The next set of steps produce the components of a UDO package by creating source files for the UDO kernels and compiling them against appropriate tool-chains to generate dynamic libraries specific to hardware cores such as the GPU and DSP. SNPE provides a tool called snpe-udo-package-generator that assists users in creating common skeleton code for interfacing with SNPE UDO APIs and leaves placeholders for users to fill in the kernel implementation. It also generates makefiles for common targets such as x86, Android, and for runtimes per target specified in the config file. For more details on the package generation refer to Creating a UDO Package. For details on compiling the UDO package for a specific runtime refer to Compiling a UDO package.

The config file created in the first step is also required to be used by the SNPE model conversion tools along with the actual trained model to allow interpretation of the user-defined operations using definitions from the file. The resulting DLC files can then be inspected using tools like snpe-dlc-info to probe the attributes of the UDOs in the model. For details on creating (and optionally quantizing) DLCs with UDOs refer to Preparing a model with UDO. Optionally, models with UDOs can also be quantized using SNPE quantization tools to use with fixed-point runtimes such as DSP. The quantizer tool estimates the quantization ranges for activations from all layers in the network including UDOs. Since the tool runs offline on an x86 host machine, it is required to have a CPU implementation for the UDO in order to perform inference through the entire network. This is also illustrated in dotted lines in the workflow diagram. Refer to Quantizing a DLC with UDO for details on the quantization process.

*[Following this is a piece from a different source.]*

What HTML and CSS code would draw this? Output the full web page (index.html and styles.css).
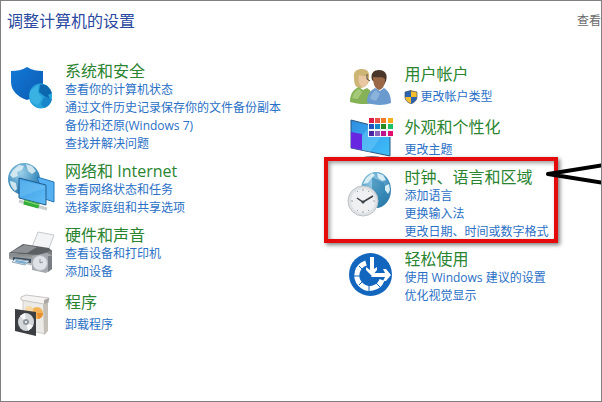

The final step in this workflow is to be able to actually execute network models with UDOs. SNPE applications use the UDO package to register UDO implementations within the process that runs inference on select network models. It should be noted that these UDOs can be exercised by multiple instances of SNPE simultaneously without race conditions, which increases the overall throughput for network inference. For more details on the UDO package registration process refer to Running a model with UDO.

If the DSP implementation library of the UDO is not signed for execution on a signed process domain (the default for a SNPE applicaiton), it is required to request the use of an unsigned process domain. Unsigned process domains apply only to the DSP target, and allow SNPE to use unsigned UDO implementation libraries. To see how to utilize an unsigned process domain with the SNPE application, refer to Running a model with UDO.

UDO Backward Compatibility

This section specifies limitations of UDO packages :

  • The UDOs compiled for DSP V68 on a particular SNPE release version, needs to be used with same release version and can't be used with different release version.
  • Users need to recompile UDO packages generated for DSP V68 by using correct QNN SDK which is compatible with a particular SNPE release.
  • Users need to regenerate the UDO package with SNPE 1.49 SDK for DSP V68 due to some known limitations in snpe-udo-package-generator. With this limitation, users cannot use UDO package generated prior to 1.49 on SNPE SDK 1.49. Please note this limitation is only for DSP V68 UDO packages.